What are the tyrannies you swallow day by day and attempt to make your own, until you will sicken and die of them, still in silence?
I have lived most of my life by the tyranny of the bra. I donned my first one when I was 8 or 9, well before there were boobs attached to this chest. Straps dug into my skin. Straps visible on either side of my tank top. For one full year in middle school, I spent the entirety of every second period English class worried about the hot boy who sat behind me.
Then there is the tyranny of hair removal. Around 8th grade, I started to shave my forearms because I thought it was the feminine thing to do.

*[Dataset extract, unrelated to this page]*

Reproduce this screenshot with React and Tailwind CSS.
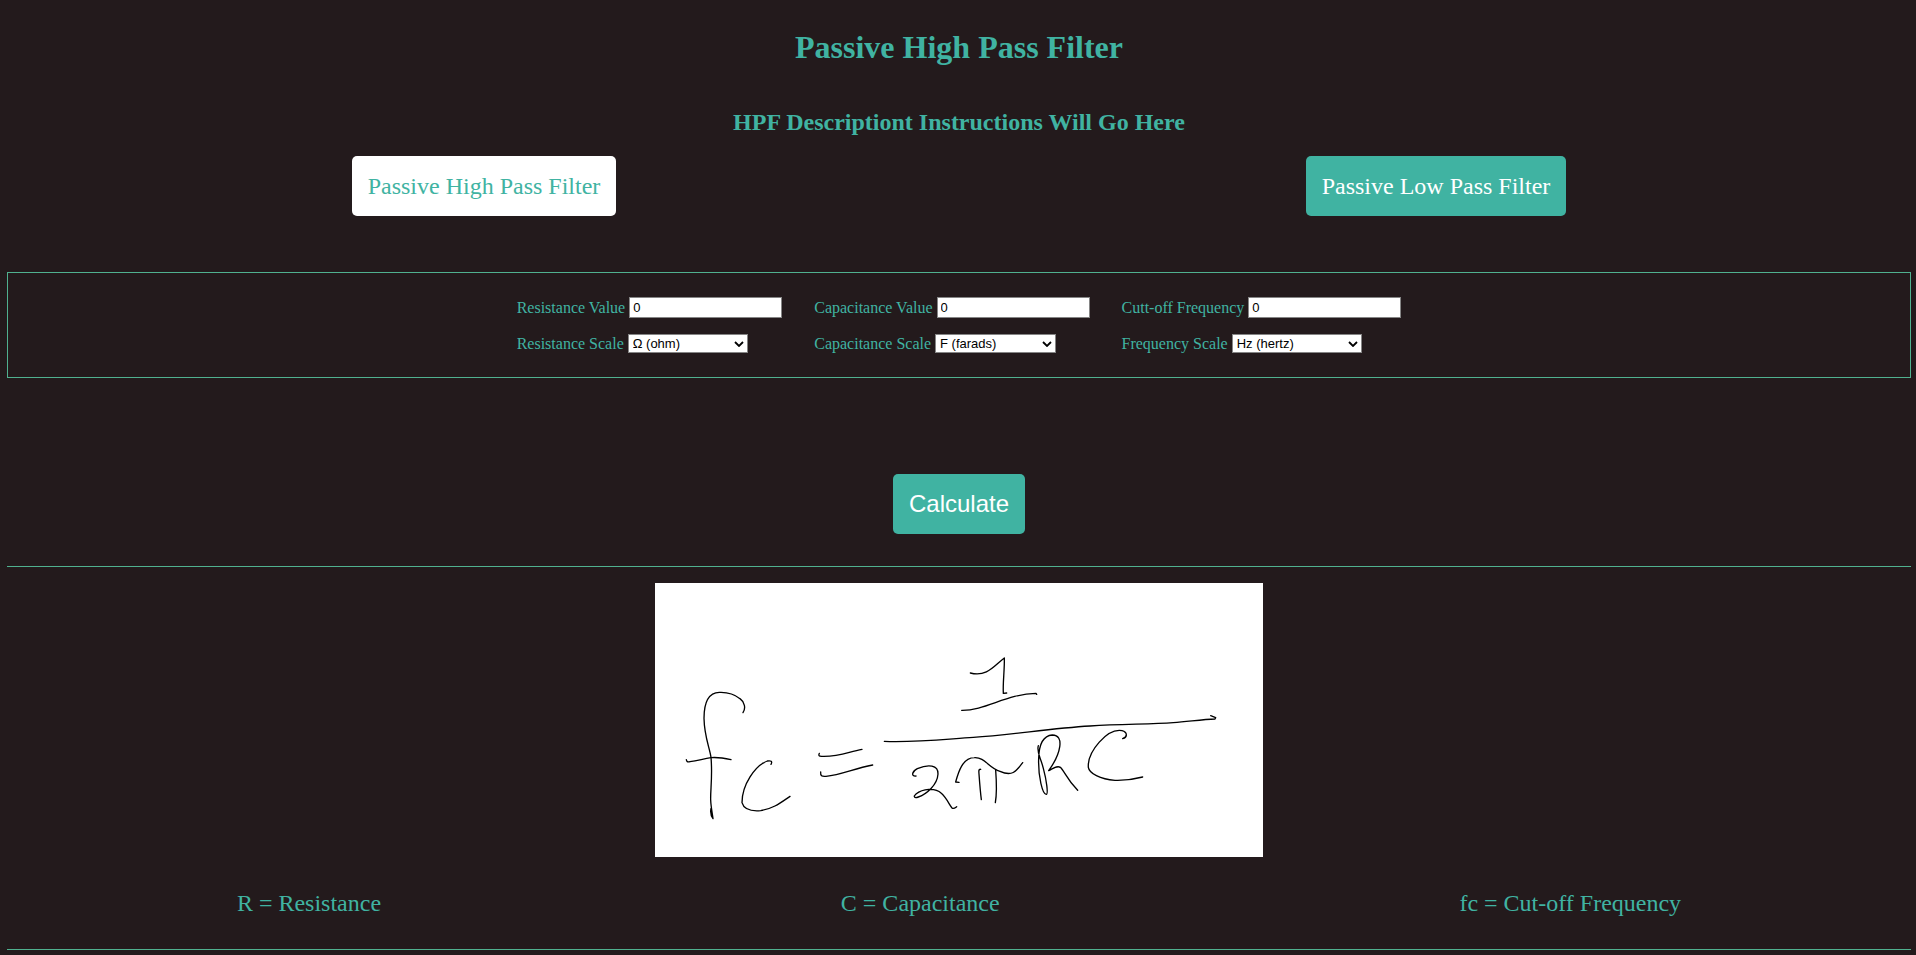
const fields = [
  {
    id: 'resistance',
    valueLabel: 'Resistance Value',
    scaleLabel: 'Resistance Scale',
    units: ['Ω (ohm)', 'kΩ (kiloohm)', 'MΩ (megaohm)'],
    width: 'w-[120px]',
  },
  {
    id: 'capacitance',
    valueLabel: 'Capacitance Value',
    scaleLabel: 'Capacitance Scale',
    units: ['F (farads)', 'µF (microfarads)', 'nF (nanofarads)'],
    width: 'w-[121px]',
  },
  {
    id: 'frequency',
    valueLabel: 'Cutt-off Frequency',
    scaleLabel: 'Frequency Scale',
    units: ['Hz (hertz)', 'kHz (kilohertz)', 'MHz (megahertz)'],
    width: 'w-[130px]',
  },
];

function Field({ id, valueLabel, scaleLabel, units, width }) {
  return (
    <div className="flex flex-col gap-4">
      <div className="flex items-center gap-1">
        <label htmlFor={`${id}-value`}>{valueLabel}</label>
        <input
          id={`${id}-value`}
          type="text"
          defaultValue="0"
          className="h-[21px] w-[153px] border border-[#858585] bg-white px-[3px] font-['Liberation_Sans',Arial,sans-serif] text-[13px] text-black"
        />
      </div>
      <div className="flex items-center gap-1">
        <label htmlFor={`${id}-scale`}>{scaleLabel}</label>
        <div className="relative flex">
          <select
            id={`${id}-scale`}
            className={`h-[19px] ${width} appearance-none border border-[#858585] bg-white px-1 font-['Liberation_Sans',Arial,sans-serif] text-[13px] leading-4 text-black`}
          >
            {units.map((unit) => (
              <option key={unit}>{unit}</option>
            ))}
          </select>
          <svg
            viewBox="0 0 10 6"
            className="pointer-events-none absolute right-1 top-[7px] h-[6px] w-[10px]"
            fill="none"
            stroke="#000"
            strokeWidth="1.8"
            aria-hidden="true"
          >
            <path d="M1 1 5 5 9 1" />
          </svg>
        </div>
      </div>
    </div>
  );
}

function Formula() {
  return (
    <svg
      viewBox="45 39 1824 822"
      className="h-[274px] w-[608px] bg-white"
      fill="none"
      stroke="#000"
      strokeWidth="4"
      strokeLinecap="round"
      strokeLinejoin="round"
      role="img"
      aria-label="Cut-off frequency formula"
    >
      <path d="M309 428C318 415 314 396 300 386C283 372 262 366 238 367C200 368 192 405 192 445C193 500 208 530 213 562C218 620 211 660 212 690C213 712 217 730 219 746C213 738 211 725 213 715" />
      <path d="M139 569C140 575 142 577 150 575C175 572 190 566 213 563C235 561 255 565 273 569" />
      <path d="M393 583C398 574 393 571 382 573C345 587 306 645 306 698C312 720 338 724 362 722C400 716 422 698 450 679" />
      <path d="M538 550C535 557 536 559 545 559C600 561 625 545 666 538" />
      <path d="M542 606C541 618 545 620 558 619C605 614 640 596 698 585" />
      <path d="M991 309C1040 322 1062 288 1093 264C1094 300 1088 340 1090 370L1100 369" />
      <path d="M965 421C1035 422 1100 372 1188 370L1190 373" />
      <path d="M733 514C820 518 910 508 1000 502C1120 494 1230 475 1350 468C1450 462 1530 463 1600 458C1650 454 1690 448 1725 447L1727 443L1712 437" />
      <path d="M828 618C813 620 815 605 832 596C865 582 895 585 894 612C892 645 860 672 835 681C822 686 820 679 828 672C848 656 885 652 904 670C922 686 932 713 938 715C944 716 946 713 950 710" />
      <path d="M957 637L947 636C955 606 968 563 1003 563C1035 561 1045 593 1080 604C1115 620 1128 606 1148 578" />
      <path d="M1022 598C1016 597 1016 602 1017 612C1019 640 1021 665 1024 689" />
      <path d="M1067 600C1070 640 1071 670 1066 698" />
      <path d="M1195 527C1189 548 1202 562 1210 595C1220 632 1225 672 1219 673C1208 674 1194 620 1196 565C1197 520 1212 497 1237 495C1275 495 1262 552 1226 602C1242 594 1252 586 1261 592C1274 604 1280 628 1313 661" />
      <path d="M1448 506C1463 501 1463 487 1446 482C1402 474 1342 545 1345 592C1348 610 1380 628 1425 631C1458 632 1482 628 1508 621" />
    </svg>
  );
}

export default function App() {
  return (
    <main className="min-h-screen bg-[#231a1c] pb-[5px] pl-[7px] pr-[5px] pt-[29px] font-['Liberation_Serif','Times_New_Roman',serif] text-base text-[#40b3a2]">
      <h1 className="text-center text-[32px] font-bold leading-9">Passive High Pass Filter</h1>
      <h2 className="mt-[43px] text-center text-2xl font-bold leading-7">
        HPF Descriptiont Instructions Will Go Here
      </h2>

      <nav className="mt-5 flex justify-around text-2xl leading-7">
        <a href="#high-pass" className="rounded-[5px] bg-white p-4">
          Passive High Pass Filter
        </a>
        <a href="#low-pass" className="rounded-[5px] bg-[#40b3a2] p-4 text-white">
          Passive Low Pass Filter
        </a>
      </nav>

      <form onSubmit={(event) => event.preventDefault()}>
        <div className="mt-14 flex justify-center gap-8 border border-[#50b18f] py-6 leading-[18px]">
          {fields.map((field) => (
            <Field key={field.id} {...field} />
          ))}
        </div>
        <div className="mt-24 flex justify-center">
          <button
            type="submit"
            className="rounded-[5px] bg-[#40b3a2] p-4 font-['Liberation_Sans',Arial,sans-serif] text-2xl leading-7 text-white"
          >
            Calculate
          </button>
        </div>
      </form>

      <section className="mt-8 border-y border-[#50b18f] pb-8 pt-4">
        <div className="flex justify-center">
          <Formula />
        </div>
        <div className="mt-8 flex justify-around text-2xl leading-7">
          <p>R = Resistance</p>
          <p>C = Capacitance</p>
          <p>fc = Cut-off Frequency</p>
        </div>
      </section>
    </main>
  );
}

No one taught me how to shave, I was using my mother’s disposable razors in secret, doing my best to hide the evidence after my inexperience left the shower bloodied in the name of beauty. One day, I gazed down past the nicks and scabs that decorated my legs and thought, “Fuck, I guess I should start shaving my big toe too.”

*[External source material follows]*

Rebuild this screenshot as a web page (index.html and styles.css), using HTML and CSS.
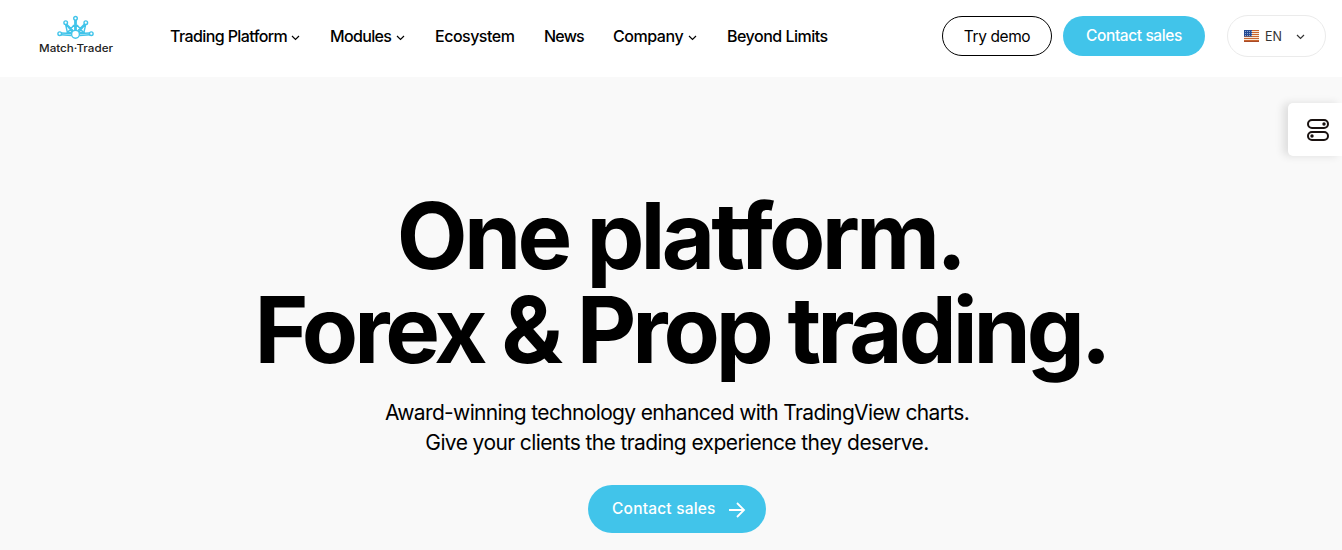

Makeup. What the fuck is it? How the fuck do I do it? Highlighter? Concealer? Wings?? On my face???? I understand I am supposed to be putting makeup inside of my eyebrows? Where does one place the bronzer? At 27 years old, I continue to rock the same look I taught myself when I was 16. I don’t know what sucks worse- the utter lack of self confidence that creeps up inside me when I venture into the world without all this shit, or the fact that I need to put a face on top of my face to even consider myself a person worthy of being looked at.
Gym class. IYKYK.
Likability. I don’t have it. But I sure was raised to believe it was among the most important traits a young lady could strive for. In my upbringing, there was not a lot of space for sad girls who told the truth. I had not even gotten my period yet the first time an adult told me I was intimidating. What a strange way to describe a child.
Yes, I’m including it- the tyranny of dat ass. This eventually became my superpower, but when I was still younger and more insecure in this body, my backside felt an awful lot like a tool that allowed others to practice power over. Grown men catcalled me as I walked in the doors to school. In the same day, I’d catch male teachers watching as I walked back out them.